We talked. I told him everything—about the divorce, the court battles, the depression, the drinking.
At first, he laughed at my jokes. Then, as I was about to leave, he stopped me.
“Can you come back in for a second?”
He sat me down in front of a screen—one of those mental health checklists. Questions about depression, suicidal thoughts, hopelessness.
Then he sighed.
“Sir,” he said, “everything you’ve been through… that’s a hell of a lot for one person. I can’t prescribe you anything, but you should talk to someone. You don’t have to go through this alone.”

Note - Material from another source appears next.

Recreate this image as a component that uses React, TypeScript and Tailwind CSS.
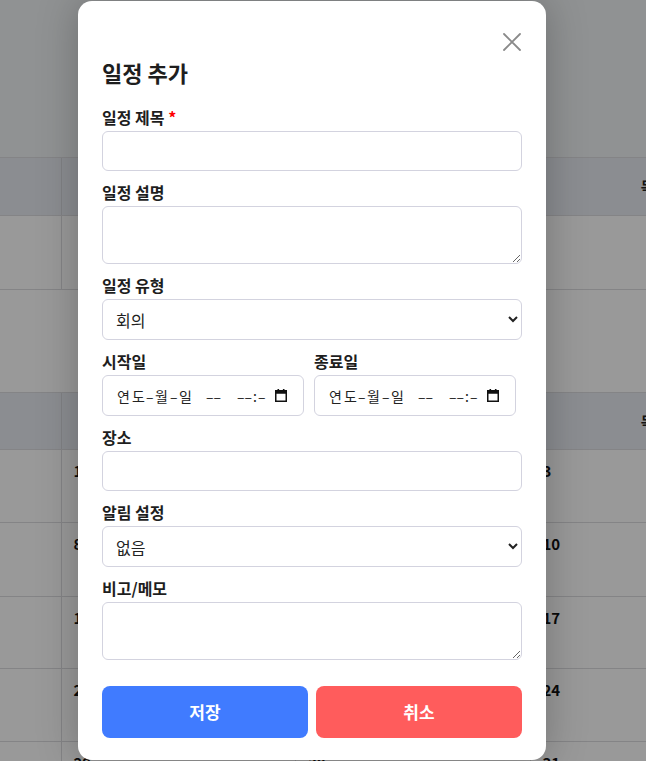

Then the bastard hugged me. And I almost broke.
So I followed his advice.
$70 an hour for a psychologist in the back of a Presbyterian church. Sat down. Told her my life story. Rags to riches to ruin. Abuse. Mormonism. The endless cycle of trying to fix things, only to watch them burn.
At the end of our session, she smiled.
“You remind me of Tony Soprano,” she said.
What the fuck.
“You have an incredible life story,” she added. “I could listen to you talk all day.”
Great. I’m a goddamn HBO character.
I paid for that?
I walked out of there wondering if I should just go to Sedona, live in a cave, and let time erase me.
Then the snowstorm hit.
Portland shut down. Roads iced over. I parked my truck and sat there, listening to the voices in my head—replaying everything. The lawyer’s advice. The doctor’s concern. The psychologist’s weird fascination with my life.
And I realized—I was done.
My lease was ending. The Greek girl was nice, but she wasn’t my future—just another distraction. I had a truck. I had cash. I had no real reason to be anywhere.
So, I did what I do best.
I walked up the icy hill, made a wonderful dinner for the Greek girl, fucked her three times, and when she left for work the next morning, I packed my bags, walked down the hill, loaded up my truck, and headed south.
Just me and that little voice in my head.
Maybe Sedona was calling. Maybe nowhere was calling.
All I knew was “you never pay for real estate twice”, I wasn’t looking back.